Bjorn Lomborg, a Danish professor and environmental statistician, and a cautious believer in global warming — but also an advocate for sound and rational decisions about how to fix it — told The Daily Caller the study is “problematic.”

Cutting carbon emissions to slow a mental health epidemic down the road, Lomborg says, is an extreme reaction that makes it difficult to take global warming and climate change advocates seriously.

The new report “emphasizes that we’ve seen an increase in catastrophes, and obviously this is from Australia,” Lomborg said in a phone interview. “The link [that the Climate Institute suggests] is that we see more hurricanes, we see more floods, we see more bush fires and that leads to social disruption and hence, we should cut carbon emissions. Well, actually, if you look at the past of hurricanes since 1872 in Australia, severe hurricanes have declined slightly, not increased.

“If we look at bush fires as normalized to damage costs, we’ve also seen declining, not increasing, damage costs,” Lomborg continued. “And, that’s also true for flooding.”

Lomborg, author of the celebrated (and reviled) book The Skeptical Environmentalist, said the Climate Institute’s new report exaggerates certain statistics and findings in order to make its point, while leaving out other information.

“With global warming, yes, you’re going to have more heat waves but you’ll also have fewer cold waves,” he said. “We’re likely to see slightly stronger hurricanes, but probably slightly fewer hurricanes and so on. You just cannot say this is a one-way street where everything is going to get worse.”

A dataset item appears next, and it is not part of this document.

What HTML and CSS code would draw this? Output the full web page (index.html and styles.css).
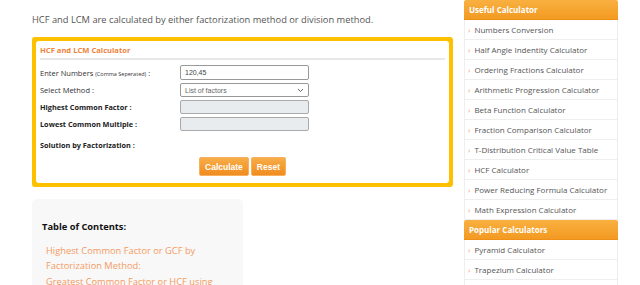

Lomborg told TheDC that more heat waves with global warming will likely cause more mental health problems, and the Climate Institute might have something there. But fewer cold waves will result in fewer mental health problems. “You need to say both,” he said. “You can’t just pick and choose in the record.”

Lomborg said he’s wary of reports from the Climate Institute. “It’s a campaign organization,” he said. “It’s obviously an organization that wants to cut carbon emissions so it’s not surprising that they’d be saying this. But if they want to make a serious argument, I can’t imagine that you’d just want to say these are the things that are getting worse.” (RELATED: Despite protests, Obama likely still has green energy vote for 2012)

He said the key advice people should take away from the Climate Institute report is to not act irrationally when trying to address climate change issues. “I think the [report’s] main point is that if we don’t act, all of these bad things are going to happen,” Lomborg said. “But somehow they suggest if we don’t cut carbon emissions, we won’t be able to fix mental health problems? Uh, no. It’s very clear there are many other things that you would maybe first want to address, and that would actually be more effective if you actually care about mental health problems.”

While clarifying that he is not a public health expert, Lomborg suggests several approaches that may curb widespread mental illness problems more than cutting carbon emissions, including devoting more resources to mental health problems, providing greater access to doctors, and conducting more research on mental illness issues.